TidalSim Overview and Applications

Vighnesh Iyer, Raghav Gupta, Dhruv Vaish, Charles Hong, Sophia Shao, Bora Nikolic

ATHLETE Internal Meeting

Monday, March 4rd, 2024

Talk Outline

Overview of TidalSim
Collateral produced by TidalSim and Applications

Overview of Tidalsim

TidalSim Overview

TidalSim: a fast, accurate, low latency, low cost microarchitectural simulation methodology that produces RTL-level collateral for performance estimation and verification on real workloads.

TidalSim Components

Overview of the components of TidalSim.

TidalSim is not a new simulator. It is a simulation methodology that combines the strengths of architectural simulators, uArch models, and RTL simulators.

Sampled Simulation

Instead of running the entire program in uArch simulation, run the entire program in functional simulation and only run samples in uArch simulation

The full workload is represented by a selection of sampling units.

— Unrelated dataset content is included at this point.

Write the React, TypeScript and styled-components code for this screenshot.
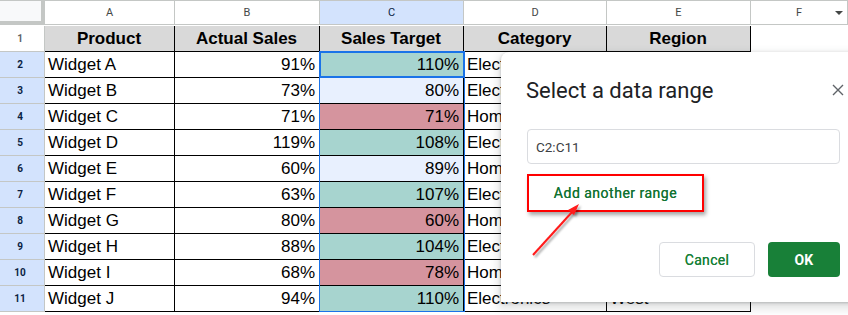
import styled, { createGlobalStyle } from "styled-components";

const GlobalStyle = createGlobalStyle`
  html, body {
    margin: 0;
    padding: 0;
    background: #ffffff;
    overflow: hidden;
  }
  * { box-sizing: border-box; }
`;

type Fill = "teal" | "red" | "none";

interface IRow {
  product: string;
  actual: string;
  target: string;
  fill: Fill;
  category: string;
  region: string;
}

const rows: IRow[] = [
  { product: "Widget A", actual: "91%", target: "110%", fill: "teal", category: "Electronics", region: "North" },
  { product: "Widget B", actual: "73%", target: "80%", fill: "none", category: "Electronics", region: "South" },
  { product: "Widget C", actual: "71%", target: "71%", fill: "red", category: "Home", region: "East" },
  { product: "Widget D", actual: "119%", target: "108%", fill: "teal", category: "Electronics", region: "West" },
  { product: "Widget E", actual: "60%", target: "89%", fill: "none", category: "Home", region: "North" },
  { product: "Widget F", actual: "63%", target: "107%", fill: "teal", category: "Electronics", region: "South" },
  { product: "Widget G", actual: "80%", target: "60%", fill: "red", category: "Home", region: "East" },
  { product: "Widget H", actual: "88%", target: "104%", fill: "teal", category: "Electronics", region: "North" },
  { product: "Widget I", actual: "68%", target: "78%", fill: "red", category: "Home", region: "South" },
  { product: "Widget J", actual: "94%", target: "110%", fill: "teal", category: "Electronics", region: "West" },
];

const columns = ["A", "B", "C", "D", "E", "F"];
const fillColor: Record<Fill, string> = {
  teal: "#a7d4cf",
  red: "#d5949e",
  none: "#e8f0fe",
};

const App = () => {
  return (
    <>
      <GlobalStyle />
      <Page>
        <Sheet>
          <Corner />
          {columns.map((c) => (
            <ColHeader key={c} $selected={c === "C"}>
              {c}
              {c === "F" && <ColMenu />}
            </ColHeader>
          ))}

          <RowHeader $selected={false}>1</RowHeader>
          <HeadCell>Product</HeadCell>
          <HeadCell>Actual Sales</HeadCell>
          <HeadCell>Sales Target</HeadCell>
          <HeadCell>Category</HeadCell>
          <HeadCell>Region</HeadCell>
          <EmptyCell />

          {rows.map((r, i) => (
            <Row key={r.product} r={r} n={i + 2} />
          ))}
        </Sheet>

        <RangeOutline />
        <ActiveCell />

        <Dialog>
          <DialogHeader>
            <DialogTitle>Select a data range</DialogTitle>
            <CloseButton aria-label="Close">
              <svg width="12" height="12" viewBox="0 0 12 12">
                <path d="M1 1L11 11M11 1L1 11" stroke="#5f6368" strokeWidth="1.4" />
              </svg>
            </CloseButton>
          </DialogHeader>
          <RangeInput>C2:C11</RangeInput>
          <AddRange>Add another range</AddRange>
          <Footer>
            <CancelButton>Cancel</CancelButton>
            <OkButton>OK</OkButton>
          </Footer>
        </Dialog>

        <Arrow width="70" height="70" viewBox="0 0 70 70">
          <defs>
            <filter id="sh" x="-20%" y="-20%" width="150%" height="150%">
              <feDropShadow dx="2" dy="2" stdDeviation="1.2" floodColor="#000" floodOpacity="0.35" />
            </filter>
          </defs>
          <g filter="url(#sh)">
            <line x1="5" y1="60" x2="45" y2="16" stroke="#ff1a1a" strokeWidth="2" />
            <polygon points="51,9 40,15 46,20" fill="#ff1a1a" />
          </g>
        </Arrow>
      </Page>
    </>
  );
};

const Row = ({ r, n }: { r: IRow; n: number }) => (
  <>
    <RowHeader $selected>{n}</RowHeader>
    <Cell>{r.product}</Cell>
    <Cell $right>{r.actual}</Cell>
    <Cell $right style={{ background: fillColor[r.fill] }}>
      {r.target}
    </Cell>
    <Cell>{r.category}</Cell>
    <Cell>{r.region}</Cell>
    <EmptyCell />
  </>
);

export default App;

const Page = styled.div`
  position: relative;
  width: 848px;
  height: 315px;
  overflow: hidden;
  background: #fff;
`;

const Sheet = styled.div`
  display: grid;
  grid-template-columns: 45px 130px 145px 144px 143px 144px 97px;
  grid-template-rows: 25px repeat(11, 26px);
  border-top: 1px solid #c4c7c5;
`;

const Corner = styled.div`
  height: 24px;
  background: #f8f9fa;
  border-right: 4px solid #c4c7c5;
  border-bottom: 4px solid #c4c7c5;
`;

const ColHeader = styled.div<{ $selected: boolean }>`
  position: relative;
  height: 24px;
  display: flex;
  align-items: center;
  justify-content: center;
  font-family: Roboto, "Liberation Sans", sans-serif;
  font-size: 11px;
  color: ${({ $selected }) => ($selected ? "#0b1f44" : "#444746")};
  background: ${({ $selected }) => ($selected ? "#d3e3fd" : "#ffffff")};
  border-right: 1px solid #c4c7c5;
  border-bottom: 1px solid #c4c7c5;
`;

const ColMenu = styled.span`
  position: absolute;
  right: 4px;
  top: 10px;
  width: 0;
  height: 0;
  border-left: 4px solid transparent;
  border-right: 4px solid transparent;
  border-top: 4px solid #444746;
`;

const RowHeader = styled.div<{ $selected: boolean }>`
  display: flex;
  align-items: center;
  justify-content: center;
  padding-right: 4px;
  font-family: Roboto, "Liberation Sans", sans-serif;
  font-size: 10px;
  font-weight: 700;
  color: ${({ $selected }) => ($selected ? "#0b1f44" : "#5f6368")};
  background: ${({ $selected }) => ($selected ? "#d3e3fd" : "#ffffff")};
  border-right: 1px solid #c4c7c5;
  border-bottom: 1px solid #c4c7c5;
`;

const Cell = styled.div<{ $right?: boolean }>`
  display: flex;
  align-items: center;
  justify-content: ${({ $right }) => ($right ? "flex-end" : "flex-start")};
  padding: 1px 4px 0 3px;
  font-family: "Liberation Sans", Arial, sans-serif;
  font-size: 17px;
  color: #000;
  white-space: nowrap;
  overflow: hidden;
  border-right: 1px solid #000;
  border-bottom: 1px solid #000;
`;

const HeadCell = styled(Cell)`
  justify-content: center;
  font-weight: 700;
  background: #d9d9d9;
`;

const EmptyCell = styled.div`
  background: #fff;
`;

const RangeOutline = styled.div`
  position: absolute;
  left: 319px;
  top: 51px;
  width: 146px;
  height: 261px;
  border: 1px solid #1a73e8;
  pointer-events: none;
`;

const ActiveCell = styled.div`
  position: absolute;
  left: 319px;
  top: 51px;
  width: 146px;
  height: 27px;
  border: 2px solid #1a73e8;
  pointer-events: none;
`;

const Dialog = styled.div`
  position: absolute;
  left: 501px;
  top: 52px;
  width: 363px;
  height: 250px;
  background: #fff;
  border-radius: 8px 0 0 0;
  box-shadow: 0 4px 8px 3px rgba(60, 64, 67, 0.15), 0 1px 3px rgba(60, 64, 67, 0.3);
  padding: 24px 24px 0 26px;
  display: flex;
  flex-direction: column;
`;

const DialogHeader = styled.div`
  display: flex;
  align-items: center;
  justify-content: space-between;
  height: 28px;
`;

const DialogTitle = styled.h2`
  margin: 0 0 0 -1px;
  font-family: Roboto, "Open Sans", sans-serif;
  font-weight: 400;
  font-size: 22px;
  color: #202124;
`;

const CloseButton = styled.div`
  display: flex;
  align-items: center;
  justify-content: center;
  width: 20px;
  height: 20px;
  margin-right: -8px;
`;

const RangeInput = styled.div`
  margin-top: 25px;
  height: 35px;
  border: 1px solid #dadce0;
  border-radius: 4px;
  display: flex;
  align-items: center;
  padding-left: 8px;
  font-family: Roboto, "Liberation Sans", sans-serif;
  font-size: 13.5px;
  color: #3c4043;
`;

const AddRange = styled.div`
  margin-top: 10px;
  width: 177px;
  height: 38px;
  border: 2px solid #ff0000;
  box-shadow: 2px 3px 4px rgba(0, 0, 0, 0.35);
  display: flex;
  align-items: center;
  justify-content: center;
  font-family: Roboto, "Open Sans", sans-serif;
  font-size: 14px;
  font-weight: 400;
  letter-spacing: 0.5px;
  color: #137333;
  text-shadow: 0 0 0.4px #137333;
`;

const Footer = styled.div`
  margin-top: 30px;
  display: flex;
  justify-content: flex-end;
  gap: 13px;
`;

const BaseButton = styled.div`
  height: 35px;
  border-radius: 4px;
  display: flex;
  align-items: center;
  justify-content: center;
  font-family: Roboto, "Open Sans", sans-serif;
  font-size: 14px;
  letter-spacing: 0.3px;
`;

const CancelButton = styled(BaseButton)`
  width: 96px;
  border: 1px solid #dadce0;
  color: #188038;
  font-weight: 400;
  text-shadow: 0 0 0.4px #188038;
`;

const OkButton = styled(BaseButton)`
  width: 72px;
  background: #188038;
  color: #fff;
  font-weight: 700;
`;

const Arrow = styled.svg`
  position: absolute;
  left: 528px;
  top: 195px;
  overflow: visible;
`;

Why RTL-Level Sampled Simulation?

Eliminate modeling errors
- Remaining errors can be handled via statistical techniques
No need to correlate performance model and RTL
- Let the RTL serve as the source of truth
Can produce RTL-level collateral
- Leverage for applications in verification and power modeling

Overview of the TidalSim v0.1 Flow

IPC Trace Prediction: wikisort

Merge sort benchmark from Embench (wikisort)
N=10000, C=18
Full RTL sim takes 15 minutes, TidalSim runs in 10 seconds
Can capture general trends and time-domain IPC variation

CoreMark Smoke Test

NO functional warmup
10k instruction intervals, 30 clusters, 2k detailed warmup
Larger working set means functional warmup is crucial

Overall Functional Warmup Flow

uarch-agnostic cache checkpoints as memory timestamp record (MTR) checkpoints
Convert MTR checkpoints into concrete cache state with specific cache parameters DRAM contents
RTL simulation harness injects cache state into L1d tag+data arrays via 2d reg forcing

Memory Timestamp Record

Construct MTR table from a memory trace, save MTR tables at checkpoint times
Given a cache with n sets, group block addresses by set index
Given a cache with k ways, pick the k most recently accessed addresses from each set
Knowing every resident cache line, fetch the data from the DRAM dump

wikisort with Functional Warmup

No functional warmup, there are significant IPC underpredictions

L1d functional warmup, errors are substantially reduced

L1d functional warmup brings IPC error from 7% to 2%

Tidalsim Collateral and Applications

Embedding Matrix

Each interval of a program is represented with an embedding
Basic block vectors indicate which code paths were traversed in each interval
uArch-aware embeddings
- Instruction mix: loads, stores, control, arith, integer, fp
- ILP: in varying window sizes (32, 64, ...)
- Register traffic: avg input operands, number of times a register is consumed, register dependency chains
- Working set: number of unique 32B/4K blocks touched in an interval
- Data stream strides: measure of spatial locality in temporally adjacent memory accesses
- Branch predictability: use an upper-limit branch prediction algorithm (Prediction by Partial Matching)
Generally useful for analyzing time-varying program behavior

Sampled Simulation Inputs/Outputs

Architectural and (partial) uArch states for every sampling interval that's simulated
Outputs from RTL simulation of each sampling interval


    checkpoints
      0x80000000.680000
        loadarch (all arch register state)
        mem.bin (all DRAM state)
        mtr (memory timestamp record - cache uArch agnostic)
        dcache_{data,tag}_array (reconstructed concrete L1 cache state)
        perf.csv (IPC, MPKI, cache miss performance metrics)
        dump.fsdb (full waveform dump)
      0x80000000.120000
        loadarch
        mem.bin
        mtr
        dcache_{data,tag}_array
        perf.csv
        dump.fsdb

Each of these files is quite small
Can be used in several ways

Applications

Power modeling
- Per-interval fsdb's can be used for proxy signal selection and macromodel training
- Embedding matrix with Joules power simulation can be used to reconstruct full workload power trace
- Explore power/perf pareto curves of different core microarchitectures
Coverpoint synthesis
- Per-interval fsdb's can be used for specification mining / coverpoint synthesis
- Synthesized coverpoints can be used for evaluation of instruction generators or as fuzzing targets for bughunting
Event graph based uArch analysis
- Once we can emit event graphs from RTL sim, we can also analyze those for anomalies and pinpointing differences between uArches
Hardware parameter DSE
- Investigate the impact of changing a HW parameter on a large workload
- Requires uArch-specific functional warmup + specialized injection harness for each design point

More Applications

Benchmark extraction
Application-level profiling
Combining the above two intelligently
- e.g. JS runtimes are an event loop that blindly might seem to benefit from high IPC. But improving that IPC has no impact on end-to-end application behavior!